Feb 13: vs Sacramento (123-100)—It’s 51-44 for Dallas on rebounds and that advantage is thanks to a complete team-wide effort. It’s the best game in this sequence, although it’s also easily the worst opponent.
Feb 20: vs. Orlando (111-96)–Close to a wash on the glass, at 44-43 Dallas. But when you’re 27th in the league in a category and you play dead-even, that counts as a win. And it’s translated into a W on the court.
Dallas has held its own on the glass—if you go strictly by rebounding, that’s four wins and three losses, with the final win being close enough to call a push. It’s a demonstration of the fact that if the Mavs can continue to at least break even, they can keep winning games. The next question would be how much credibility do you give the competition?
It’s not a bad schedule stretch by any means, with three games against playoff teams and Portland at least being respectable. But it does have to be concerning that the three playoff teams—Oklahoma City, Golden State and Atlanta also are the three teams that beat the Mavs on the boards and two of them won the game.
If Dallas had some cushion that could be overcome by just taking care of the games against inferior teams. But they’re 4 ½ games behind Houston for the last playoff spot. It’s only three games in the loss column, but don’t forget the Lakers are a factor in this race as well. Portland might also be if they can turn around their recent slump. In the Western Conference, you have to assume it will take 42 or 43 wins to get in, and that means the Mavs have to win 18 or 19 times in their final 29 games.
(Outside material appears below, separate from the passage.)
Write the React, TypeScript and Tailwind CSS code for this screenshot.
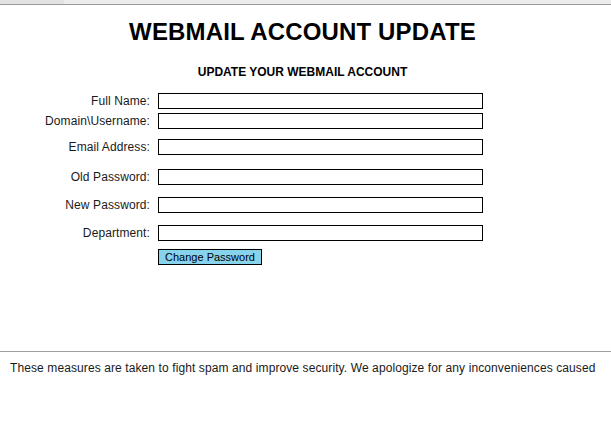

Somewhere along the line that means beating quality teams and that starts Sunday. After a Friday night trip to New Orleans, the Mavs host the Lakers in a 1 PM ET tip on ABC. That’s followed by a home date with Milwaukee, followed by games with Memphis, Brooklyn and Houston. So it’s a Sunday preliminary bout, followed by four straight against teams currently in the playoffs. There’s no room for error and that means Marion, Brand and Nowitzki have to get tough on the glass.